■ EXERCISE DESCRIPTION
Every line of the listing must be reproduced as it stands. Leave the images behind.
━━━━━━━━━━━━━━━━━━━━
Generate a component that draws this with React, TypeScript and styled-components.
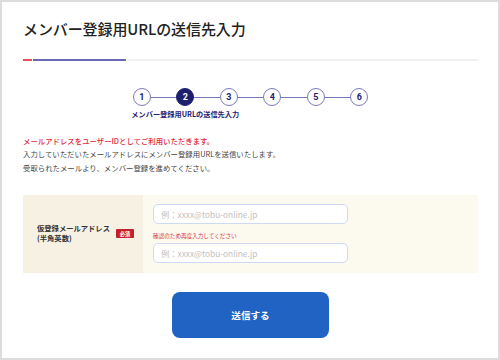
import React from "react";
import styled, { createGlobalStyle } from "styled-components";

const GlobalStyle = createGlobalStyle`
  html, body {
    margin: 0;
    padding: 0;
    background: #ffffff;
  }
  body {
    font-family: "Noto Sans CJK JP", "Noto Sans", sans-serif;
    color: #333333;
  }
  * {
    box-sizing: border-box;
  }
`;

const Frame = styled.div`
  width: 500px;
  height: 360px;
  border: 2px solid #dcdcdc;
  padding: 0 20px 0 21px;
  display: flex;
  flex-direction: column;
  overflow: hidden;
`;

const Title = styled.h1`
  margin: 17px 0 0;
  font-size: 15px;
  line-height: 20px;
  font-weight: 500;
  color: #222222;
  letter-spacing: -0.1px;
`;

const TitleRule = styled.div`
  display: flex;
  gap: 1px;
  height: 2px;
  margin-top: 20px;
`;

const RuleSegment = styled.span<{ color: string; w?: number }>`
  display: block;
  height: 2px;
  background: ${p => p.color};
  width: ${p => (p.w ? `${p.w}px` : "auto")};
  flex: ${p => (p.w ? "none" : "1")};
`;

const Stepper = styled.ol`
  list-style: none;
  margin: 27px 0 0;
  padding: 0;
  display: flex;
  justify-content: center;
  align-items: center;
`;

const Step = styled.li`
  position: relative;
  display: flex;
  align-items: center;
`;

const Connector = styled.span`
  display: block;
  width: 25.5px;
  height: 1px;
  background: #7676b6;
`;

const Circle = styled.span<{ active?: boolean }>`
  width: 18px;
  height: 18px;
  border-radius: 50%;
  border: 1.5px solid ${p => (p.active ? "#1e206f" : "#7a7aba")};
  background: ${p => (p.active ? "#1e206f" : "#ffffff")};
  color: ${p => (p.active ? "#ffffff" : "#1e206f")};
  font-family: "Roboto", "Noto Sans", sans-serif;
  font-size: 9px;
  font-weight: 700;
  display: flex;
  align-items: center;
  justify-content: center;
  line-height: 1;
`;

const StepLabel = styled.span`
  position: absolute;
  top: 22px;
  left: 9px;
  transform: translateX(-50%);
  white-space: nowrap;
  font-size: 7.2px;
  font-weight: 700;
  color: #1e206f;
  line-height: 9px;
`;

const Messages = styled.div`
  margin-top: 28px;
  font-size: 7.4px;
  line-height: 13.3px;
  color: #444444;
`;

const Line = styled.p<{ alert?: boolean }>`
  margin: 0;
  color: ${p => (p.alert ? "#e4283d" : "#444444")};
  font-weight: ${p => (p.alert ? 500 : 400)};
`;

const FormTable = styled.div`
  margin-top: 21px;
  display: flex;
  height: 78px;
`;

const LabelCell = styled.div`
  width: 120px;
  flex: none;
  background: #f6f1e3;
  display: flex;
  align-items: center;
  justify-content: space-between;
  padding: 0 9px 0 14px;
`;

const LabelText = styled.div`
  font-size: 7.3px;
  line-height: 9.5px;
  font-weight: 700;
  color: #333333;
`;

const Badge = styled.span`
  width: 18px;
  height: 9px;
  background: #c41f2e;
  color: #ffffff;
  font-size: 5.2px;
  font-weight: 700;
  display: flex;
  align-items: center;
  justify-content: center;
  border-radius: 1px;
`;

const InputCell = styled.div`
  flex: 1;
  background: #fcf9ef;
  padding: 9px 10px 10px;
  display: flex;
  flex-direction: column;
`;

const EmailInput = styled.input`
  width: 195px;
  height: 20px;
  border: 1px solid #cddaf1;
  border-radius: 5px;
  background: #ffffff;
  padding: 0 7px;
  font-family: "Noto Sans CJK JP", "Noto Sans", sans-serif;
  font-size: 8.3px;
  outline: none;

  &::placeholder {
    color: #c2c2c2;
  }
`;

const Note = styled.p`
  margin: 8px 0 2px;
  font-size: 5.6px;
  line-height: 9px;
  color: #d4374a;
`;

const SubmitButton = styled.button`
  margin: 19px auto 0;
  width: 157px;
  height: 46px;
  border: none;
  border-radius: 8px;
  background: #2163c3;
  color: #ffffff;
  font-family: "Noto Sans CJK JP", "Noto Sans", sans-serif;
  font-size: 9.6px;
  font-weight: 700;
  cursor: pointer;
`;

const steps = [1, 2, 3, 4, 5, 6];
const activeStep = 2;

export default function App() {
  return (
    <>
      <GlobalStyle />
      <Frame>
        <Title>メンバー登録用URLの送信先入力</Title>
        <TitleRule>
          <RuleSegment color="#e8505b" w={9} />
          <RuleSegment color="#6a6ab4" w={93} />
          <RuleSegment color="#f1f1f1" />
        </TitleRule>

        <Stepper>
          {steps.map((n, i) => (
            <React.Fragment key={n}>
              {i > 0 && <Connector />}
              <Step>
                <Circle active={n === activeStep}>{n}</Circle>
                {n === activeStep && (
                  <StepLabel>メンバー登録用URLの送信先入力</StepLabel>
                )}
              </Step>
            </React.Fragment>
          ))}
        </Stepper>

        <Messages>
          <Line alert>メールアドレスをユーザーIDとしてご利用いただきます。</Line>
          <Line>入力していただいたメールアドレスにメンバー登録用URLを送信いたします。</Line>
          <Line>受取られたメールより、メンバー登録を進めてください。</Line>
        </Messages>

        <FormTable>
          <LabelCell>
            <LabelText>
              仮登録メールアドレス
              <br />
              (半角英数)
            </LabelText>
            <Badge>必須</Badge>
          </LabelCell>
          <InputCell>
            <EmailInput type="email" placeholder="例：xxxx@tobu-online.jp" />
            <Note>確認のため再度入力してください</Note>
            <EmailInput type="email" placeholder="例：xxxx@tobu-online.jp" />
          </InputCell>
        </FormTable>

        <SubmitButton type="button">送信する</SubmitButton>
      </Frame>
    </>
  );
}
━━━━━━━━━━━━━━━━━━━━
■ COMPLETED EXERCISE
Generate a component that draws this with React, TypeScript and styled-components.
import React from "react";
import styled, { createGlobalStyle } from "styled-components";

const GlobalStyle = createGlobalStyle`
  html, body {
    margin: 0;
    padding: 0;
    background: #ffffff;
  }
  body {
    font-family: "Noto Sans CJK JP", "Noto Sans", sans-serif;
    color: #333333;
  }
  * {
    box-sizing: border-box;
  }
`;

const Frame = styled.div`
  width: 500px;
  height: 360px;
  border: 2px solid #dcdcdc;
  padding: 0 20px 0 21px;
  display: flex;
  flex-direction: column;
  overflow: hidden;
`;

const Title = styled.h1`
  margin: 17px 0 0;
  font-size: 15px;
  line-height: 20px;
  font-weight: 500;
  color: #222222;
  letter-spacing: -0.1px;
`;

const TitleRule = styled.div`
  display: flex;
  gap: 1px;
  height: 2px;
  margin-top: 20px;
`;

const RuleSegment = styled.span<{ color: string; w?: number }>`
  display: block;
  height: 2px;
  background: ${p => p.color};
  width: ${p => (p.w ? `${p.w}px` : "auto")};
  flex: ${p => (p.w ? "none" : "1")};
`;

const Stepper = styled.ol`
  list-style: none;
  margin: 27px 0 0;
  padding: 0;
  display: flex;
  justify-content: center;
  align-items: center;
`;

const Step = styled.li`
  position: relative;
  display: flex;
  align-items: center;
`;

const Connector = styled.span`
  display: block;
  width: 25.5px;
  height: 1px;
  background: #7676b6;
`;

const Circle = styled.span<{ active?: boolean }>`
  width: 18px;
  height: 18px;
  border-radius: 50%;
  border: 1.5px solid ${p => (p.active ? "#1e206f" : "#7a7aba")};
  background: ${p => (p.active ? "#1e206f" : "#ffffff")};
  color: ${p => (p.active ? "#ffffff" : "#1e206f")};
  font-family: "Roboto", "Noto Sans", sans-serif;
  font-size: 9px;
  font-weight: 700;
  display: flex;
  align-items: center;
  justify-content: center;
  line-height: 1;
`;

const StepLabel = styled.span`
  position: absolute;
  top: 22px;
  left: 9px;
  transform: translateX(-50%);
  white-space: nowrap;
  font-size: 7.2px;
  font-weight: 700;
  color: #1e206f;
  line-height: 9px;
`;

const Messages = styled.div`
  margin-top: 28px;
  font-size: 7.4px;
  line-height: 13.3px;
  color: #444444;
`;

const Line = styled.p<{ alert?: boolean }>`
  margin: 0;
  color: ${p => (p.alert ? "#e4283d" : "#444444")};
  font-weight: ${p => (p.alert ? 500 : 400)};
`;

const FormTable = styled.div`
  margin-top: 21px;
  display: flex;
  height: 78px;
`;

const LabelCell = styled.div`
  width: 120px;
  flex: none;
  background: #f6f1e3;
  display: flex;
  align-items: center;
  justify-content: space-between;
  padding: 0 9px 0 14px;
`;

const LabelText = styled.div`
  font-size: 7.3px;
  line-height: 9.5px;
  font-weight: 700;
  color: #333333;
`;

const Badge = styled.span`
  width: 18px;
  height: 9px;
  background: #c41f2e;
  color: #ffffff;
  font-size: 5.2px;
  font-weight: 700;
  display: flex;
  align-items: center;
  justify-content: center;
  border-radius: 1px;
`;

const InputCell = styled.div`
  flex: 1;
  background: #fcf9ef;
  padding: 9px 10px 10px;
  display: flex;
  flex-direction: column;
`;

const EmailInput = styled.input`
  width: 195px;
  height: 20px;
  border: 1px solid #cddaf1;
  border-radius: 5px;
  background: #ffffff;
  padding: 0 7px;
  font-family: "Noto Sans CJK JP", "Noto Sans", sans-serif;
  font-size: 8.3px;
  outline: none;

  &::placeholder {
    color: #c2c2c2;
  }
`;

const Note = styled.p`
  margin: 8px 0 2px;
  font-size: 5.6px;
  line-height: 9px;
  color: #d4374a;
`;

const SubmitButton = styled.button`
  margin: 19px auto 0;
  width: 157px;
  height: 46px;
  border: none;
  border-radius: 8px;
  background: #2163c3;
  color: #ffffff;
  font-family: "Noto Sans CJK JP", "Noto Sans", sans-serif;
  font-size: 9.6px;
  font-weight: 700;
  cursor: pointer;
`;

const steps = [1, 2, 3, 4, 5, 6];
const activeStep = 2;

export default function App() {
  return (
    <>
      <GlobalStyle />
      <Frame>
        <Title>メンバー登録用URLの送信先入力</Title>
        <TitleRule>
          <RuleSegment color="#e8505b" w={9} />
          <RuleSegment color="#6a6ab4" w={93} />
          <RuleSegment color="#f1f1f1" />
        </TitleRule>

        <Stepper>
          {steps.map((n, i) => (
            <React.Fragment key={n}>
              {i > 0 && <Connector />}
              <Step>
                <Circle active={n === activeStep}>{n}</Circle>
                {n === activeStep && (
                  <StepLabel>メンバー登録用URLの送信先入力</StepLabel>
                )}
              </Step>
            </React.Fragment>
          ))}
        </Stepper>

        <Messages>
          <Line alert>メールアドレスをユーザーIDとしてご利用いただきます。</Line>
          <Line>入力していただいたメールアドレスにメンバー登録用URLを送信いたします。</Line>
          <Line>受取られたメールより、メンバー登録を進めてください。</Line>
        </Messages>

        <FormTable>
          <LabelCell>
            <LabelText>
              仮登録メールアドレス
              <br />
              (半角英数)
            </LabelText>
            <Badge>必須</Badge>
          </LabelCell>
          <InputCell>
            <EmailInput type="email" placeholder="例：xxxx@tobu-online.jp" />
            <Note>確認のため再度入力してください</Note>
            <EmailInput type="email" placeholder="例：xxxx@tobu-online.jp" />
          </InputCell>
        </FormTable>

        <SubmitButton type="button">送信する</SubmitButton>
      </Frame>
    </>
  );
}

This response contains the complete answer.